Derde middel: ontoereikende motivering door de Raad van zijn besluit om verzoekster te handhaven op de lijst van entiteiten waarvoor sancties gelden. Hoewel de Raad verwijst naar het „effect van de maatregelen in de context van de beleidsdoelstellingen van de Unie”, heeft hij verzuimd te specificeren naar welk soort effect hij verwijst en hoe de maatregelen een dergelijk effect kunnen bewerkstellingen.

Vierde middel: door verzoekster te handhaven op de lijst van ondernemingen waarvoor sancties gelden, heeft de Raad zijn bevoegdheden misbruikt. De Raad heeft in de praktijk geweigerd het arrest van het Gerecht in zaak T-12/11 na te leven. De Raad heeft de institutionele constructie van de Europese Unie ondermijnd, evenals het recht van verzoekster om haar recht te halen en het toegepast te zien. De Raad is tevens zijn eigen verantwoordelijkheden en verplichtingen uit hoofde van besluit 2013/661/GBVB van de Raad van 15 november 2013 en uitvoeringsverordening (EU) nr. 1154/2013 van 15 november 2013 uit de weg gegaan, zoals het Gerecht deze duidelijk ten aanzien van de Raad in bovengenoemd arrest heeft gespecificeerd.

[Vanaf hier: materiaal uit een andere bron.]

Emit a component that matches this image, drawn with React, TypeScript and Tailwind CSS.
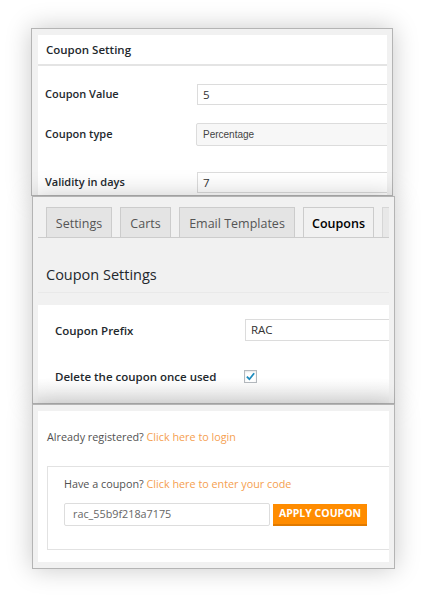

Vijfde middel: schending door de Raad van het beginsel van gewettigd vertrouwen door niet-naleving van een arrest van het Gerecht in een zaak waarin de Raad de tegenpartij van verzoekster vormde en die hij heeft verloren, door het verzuim zelfs de ratio en de motivering van het arrest na te leven, door een foute feitelijke beoordeling van verzoeksters activiteiten en haar veronderstelde rol ten aanzien van de Iraanse regering, door zelfs niet marginaal verzoeksters werkelijke rol en activiteiten in Iran te onderzoeken, ofschoon dit volgens het Gerecht een belangrijk aspect vormde van de door de EU ingestelde sanctieregeling tegen Iran, en door de handhaving van de sancties na 20 januari 2014, datum waarop de EU heeft ingestemd met inkomstengenererende activiteiten voor Iran daar Iran niet langer wordt geacht betrokken te zijn bij activiteiten inzake nucleaire proliferatie.

Zesde middel: schending door de Raad van het evenredigheidsbeginsel.

____________

1 Besluit van de Raad van 26 juli 2010 betreffende beperkende maatregelen tegen Iran en tot intrekking van gemeenschappelijk standpunt 2007/140/GBVB (PB L 195, blz. 39).

2 Besluit 2012/35/GBVB van de Raad van 23 januari 2012 houdende wijziging van besluit 2010/413/GBVB betreffende beperkende maatregelen tegen Iran (PB L 19, blz. 22).

3 Verordening (EU) nr. 267/2012 van de Raad van 23 maart 2012 betreffende beperkende maatregelen ten aanzien van Iran en tot intrekking van verordening (EU) nr. 961/2010 (PB L 88, blz. 1).